Sailors serving as IAs are often embedded with Army units, and all Sailors serving in the region are learning to fight in a joint environment.
"I don't believe that we will ever not fight in a joint environment again," Campa said, as he told Sailors that the services are learning from each other.
"Everywhere I have been, the other services have nothing but praise for the work that Sailors are doing," Campa said. "Our Sailors bring unique and capable skills to the fight. Sailors are doing a great job and that is being recognized by all the services. I am hearing Soldiers call Sailors shipmates and Sailors calling Soldiers battle buddies. This is the future of warfare and we are learning for each other."
Campa told Sailors they are setting history with the work they are doing on the ground today.

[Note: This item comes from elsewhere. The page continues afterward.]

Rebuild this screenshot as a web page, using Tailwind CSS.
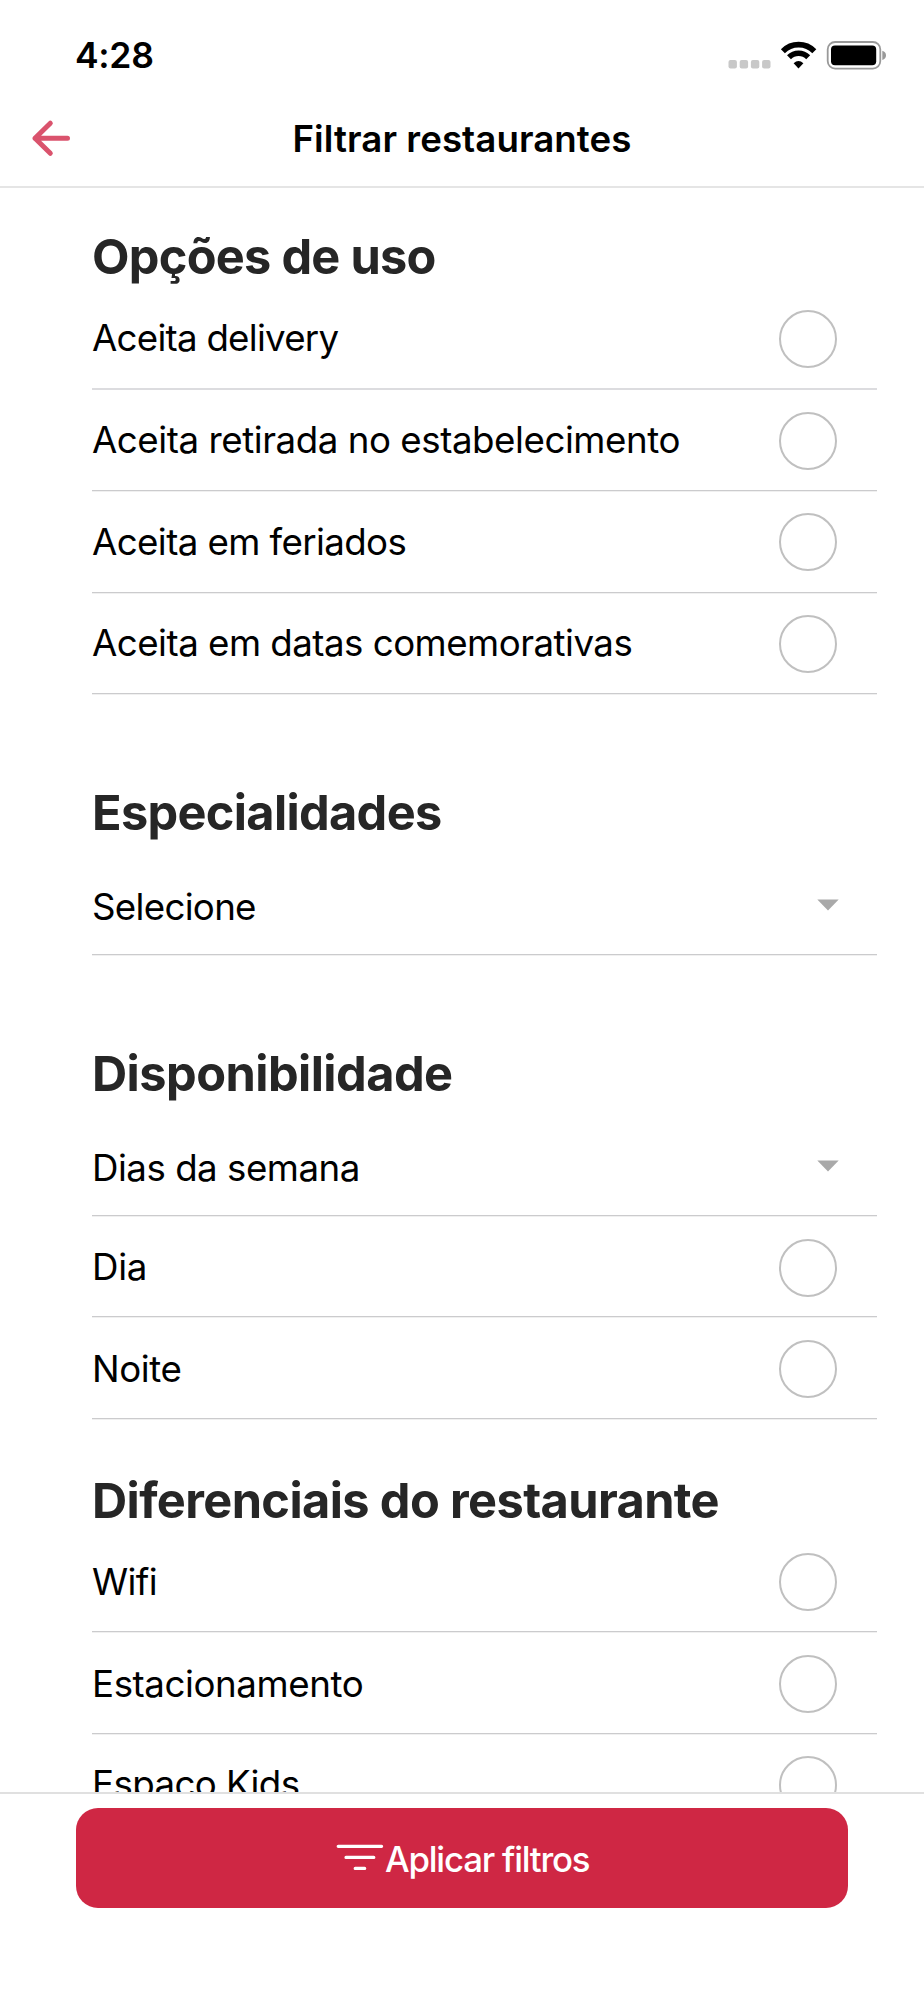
<!DOCTYPE html>
<html lang="pt-BR">
<head>
<meta charset="utf-8">
<title>Filtrar restaurantes</title>
<script src="https://cdn.jsdelivr.net/npm/@tailwindcss/browser@4"></script>
</head>
<body class="bg-white">
<div class="flex h-[2000px] w-[924px] flex-col overflow-hidden bg-white font-['Inter',sans-serif] text-[36.7px] leading-[44px] text-black">

  <!-- Status bar -->
  <div class="flex h-[90px] shrink-0 justify-between pl-[75px] pr-[36px]">
    <div class="pt-[34px] text-[35.5px] font-semibold leading-[44px] tracking-[-0.3px]">4:28</div>
    <svg class="mt-[36px] h-[36px] w-[160px]" viewBox="728 36 160 36" fill="none">
      <g fill="#c8c8c8">
        <rect x="728.5" y="60" width="8.4" height="8.4" rx="2"/>
        <rect x="739.7" y="60" width="8.4" height="8.4" rx="2"/>
        <rect x="750.9" y="60" width="8.4" height="8.4" rx="2"/>
        <rect x="762.1" y="60" width="8.4" height="8.4" rx="2"/>
      </g>
      <g stroke="#000" stroke-width="5.6">
        <path d="M782.9 51.2A22 22 0 0 1 814.3 51.2"/>
        <path d="M789 57.2A13.6 13.6 0 0 1 808.2 57.2"/>
      </g>
      <path d="M793.6 63.2Q798.5 58.8 803.4 63.2L798.5 68.4Z" fill="#000"/>
      <rect x="827.7" y="42" width="52.6" height="26.6" rx="7.5" stroke="#999" stroke-width="1.8"/>
      <rect x="831" y="45.4" width="45.2" height="19.8" rx="4" fill="#000"/>
      <path d="M882.3 50.8Q886 52 886 55.4T882.3 60Z" fill="#999"/>
    </svg>
  </div>

  <!-- Navigation header -->
  <header class="grid h-[98px] shrink-0 grid-cols-[92px_1fr_92px] border-b-2 border-[#e5e5e5]">
    <svg class="ml-[30px] mt-[28px] h-[40px] w-[42px]" viewBox="30 118 42 40" fill="none" stroke="#da536d" stroke-width="5" stroke-linecap="round" stroke-linejoin="round">
      <path d="M67.5 138.3H35M50.3 123.2L35 138.3L50.3 153.3"/>
    </svg>
    <h1 class="pt-[27px] text-center font-semibold tracking-[0.06px]">Filtrar restaurantes</h1>
  </header>

  <!-- Filter list -->
  <main class="min-h-0 flex-1 overflow-hidden pl-[92px] pr-[47px]">
    <section class="pt-[39px]">
      <h2 class="mb-[1px] text-[48.7px] font-bold leading-[60px] tracking-[-0.73px] text-[#262626]">Opções de uso</h2>
      <div class="flex h-[102px] items-end justify-between border-b-2 border-[#dcdcdf] pr-[40px]"><span class="mb-[28px] tracking-[-0.75px]">Aceita delivery</span><span class="mb-[20px] size-[58px] rounded-full border-2 border-[#c0c0c0]"></span></div>
      <div class="flex h-[101px] items-end justify-between border-b border-[#cbcbcd] pr-[40px] shadow-[0_1px_#f0f0f0]"><span class="mb-[28px] tracking-[-0.45px]">Aceita retirada no estabelecimento</span><span class="mb-[20px] size-[58px] rounded-full border-2 border-[#c0c0c0]"></span></div>
      <div class="flex h-[102px] items-end justify-between border-b border-[#cbcbcd] pr-[40px] shadow-[0_1px_#f0f0f0]"><span class="mb-[28px] tracking-[-0.6px]">Aceita em feriados</span><span class="mb-[21px] size-[58px] rounded-full border-2 border-[#c0c0c0]"></span></div>
      <div class="flex h-[101px] items-end justify-between border-b border-[#cbcbcd] pr-[40px] shadow-[0_1px_#f0f0f0]"><span class="mb-[28px] tracking-[-0.52px]">Aceita em datas comemorativas</span><span class="mb-[20px] size-[58px] rounded-full border-2 border-[#c0c0c0]"></span></div>
    </section>

    <section class="pt-[89px]">
      <h2 class="text-[48.7px] font-bold leading-[60px] tracking-[-0.67px] text-[#262626]">Especialidades</h2>
      <div class="flex h-[112px] items-end justify-between border-b border-[#cbcbcd] pr-[38px] shadow-[0_1px_#f0f0f0]"><span class="mb-[25px] tracking-[-0.7px]">Selecione</span><svg class="mb-[43px] h-[12px] w-[22px]" viewBox="0 0 22 12"><path d="M0.3 0.6H21.7L11 11.6Z" fill="#a9a9a9"/></svg></div>
    </section>

    <section class="pt-[89px]">
      <h2 class="text-[48.7px] font-bold leading-[60px] tracking-[-0.54px] text-[#262626]">Disponibilidade</h2>
      <div class="flex h-[112px] items-end justify-between border-b border-[#cbcbcd] pr-[38px] shadow-[0_1px_#f0f0f0]"><span class="mb-[25px] tracking-[-0.5px]">Dias da semana</span><svg class="mb-[43px] h-[12px] w-[22px]" viewBox="0 0 22 12"><path d="M0.3 0.6H21.7L11 11.6Z" fill="#a9a9a9"/></svg></div>
      <div class="flex h-[101px] items-end justify-between border-b border-[#cbcbcd] pr-[40px] shadow-[0_1px_#f0f0f0]"><span class="mb-[27px] tracking-[-0.3px]">Dia</span><span class="mb-[19px] size-[58px] rounded-full border-2 border-[#c0c0c0]"></span></div>
      <div class="flex h-[102px] items-end justify-between border-b border-[#cbcbcd] pr-[40px] shadow-[0_1px_#f0f0f0]"><span class="mb-[27px] tracking-[-0.4px]">Noite</span><span class="mb-[20px] size-[58px] rounded-full border-2 border-[#c0c0c0]"></span></div>
    </section>

    <section class="pt-[52px]">
      <h2 class="text-[48.7px] font-bold leading-[60px] tracking-[-0.61px] text-[#262626]">Diferenciais do restaurante</h2>
      <div class="flex h-[101px] items-end justify-between border-b border-[#cbcbcd] pr-[40px] shadow-[0_1px_#f0f0f0]"><span class="mb-[27px] tracking-[-0.6px]">Wifi</span><span class="mb-[20px] size-[58px] rounded-full border-2 border-[#c0c0c0]"></span></div>
      <div class="flex h-[102px] items-end justify-between border-b border-[#cbcbcd] pr-[40px] shadow-[0_1px_#f0f0f0]"><span class="mb-[27px] tracking-[-0.42px]">Estacionamento</span><span class="mb-[20px] size-[58px] rounded-full border-2 border-[#c0c0c0]"></span></div>
      <div class="flex h-[101px] items-end justify-between border-b border-[#cbcbcd] pr-[40px]"><span class="mb-[28px] tracking-[-0.6px]">Espaço Kids</span><span class="mb-[20px] size-[58px] rounded-full border-2 border-[#c0c0c0]"></span></div>
    </section>
  </main>

  <!-- Apply bar -->
  <footer class="h-[208px] shrink-0 border-t-2 border-[#e0e0e0] bg-white px-[76px] pt-[14px]">
    <button class="flex h-[100px] w-full items-center rounded-[22px] bg-[#cf2744] pl-[259px] text-white">
      <svg class="mr-[1px] h-[30px] w-[49px] shrink-0" viewBox="335 1843 49 30" fill="none" stroke="#fff" stroke-width="3.2" stroke-linecap="round">
        <path d="M338.2 1846.3H381.6M346 1857.4H373.8M355.2 1868.4H364.7"/>
      </svg>
      <span class="whitespace-nowrap pt-[2px] text-[34.8px] font-medium tracking-[-1.2px]">Aplicar filtros</span>
    </button>
  </footer>
</div>
</body>
</html>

Currently there are more than 11,000 Sailors serving on the ground in the U.S. Central Command area of responsibility (CENTCOM AOR) as the Navy is taking on a larger and more demanding role in these vital locations. The MCPON said the new mission of supporting the war on terrorism on the ground means the Navy will have to do business differently and that each individual Sailor needs to be in a constant state of readiness.
"Our ability to defeat this enemy that is highly adaptable and that is determined is critical. The Navy is there helping to combat that and is doing a great job," Campa said. "I want to thank you for your service. I want you to stay safe and to take care of each other."
This is MCPON Campa's first visit to the CENTCOM AOR since taking the helm as the Navy's senior enlisted leader in July.